Me nació un frío en el estómago que me segó el aliento.

—Lo siento, señorito —dijo Cecilia.

Asentí, sin saber qué decir. La doncella abrió la puerta de la que, no hacía tanto, había considerado mi segunda casa.

—¿Quiere el señorito un paraguas?

—No, gracias, Cecilia.

—Lo siento, señorito Daniel —reiteró la doncella.

Le sonreí sin fuerza.

—No te preocupes, Cecilia.

La puerta se cerró, sellándome en la sombra. Permanecí allí unos instantes y luego me arrastré escaleras abajo. La lluvia seguía arreciando, implacable. Me alejé calle abajo. Al doblar la esquina me detuve y me volví un instante. Alcé la mirada hacia el piso de los Aguilar. La silueta de mi viejo amigo Tomás se recortaba en la ventana de su habitación. Me contemplaba inmóvil. Le saludé con la mano. No me devolvió el gesto. A los pocos segundos se retiró hacia el interior.
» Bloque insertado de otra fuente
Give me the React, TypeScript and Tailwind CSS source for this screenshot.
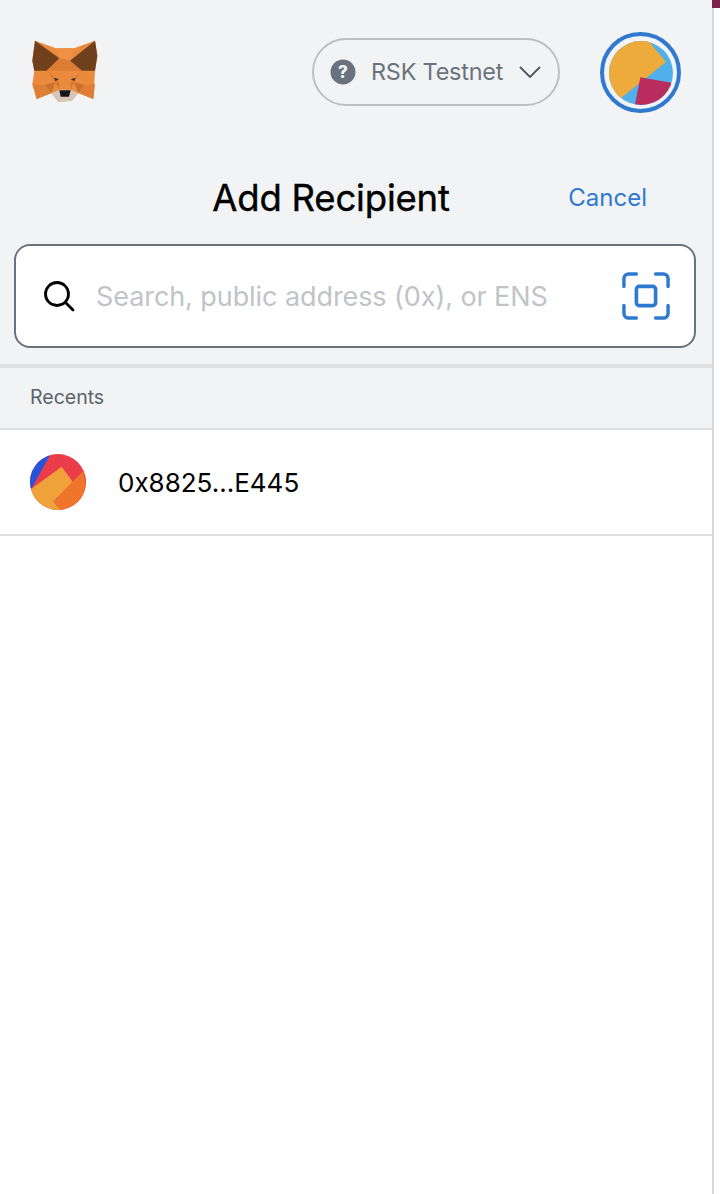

Esperé casi cinco minutos con la esperanza de verle reaparecer, pero fue en vano. La lluvia me arrancó las lágrimas y partí en su compañía.

42

De regreso a la librería crucé frente al cine Capitol, donde dos pintores entarimados en un andamio contemplaban desolados cómo el cartel que no había terminado de secar se les deshacía bajo el aguacero. La efigie estoica del centinela de turno apostado frente a la librería se discernía a lo lejos. Al aproximarme a la relojería de don Federico Flaviá advertí que el relojero había salido al umbral a contemplar el chaparrón. Todavía se leían en su rostro las cicatrices de su estancia en jefatura. Vestía un impecable traje de lana gris y sostenía un cigarrillo que no se había molestado en encender. Le saludé con la mano y me sonrió.

—¿Qué tienes tú en contra del paraguas, Daniel?

—¿Qué hay más bonito que la lluvia, don Federico?

—La neumonía. Anda, pasa, que ya tengo arreglado lo tuyo.

Le miré sin comprender. Don Federico me observaba fijamente, la sonrisa intacta. Me limité a asentir y le seguí hasta el interior de su bazar de maravillas. Tan pronto es tuvimos dentro me tendió una pequeña bolsa de papel de estraza.

—Sal ya, que ese fantoche que vigila la librería no nos quitaba el ojo de encima.

Atisbé en el interior de la bolsa. Contenía un librillo encuadernado en piel. Un misal. El misal que Fermín llevaba en las manos la última vez que le había visto.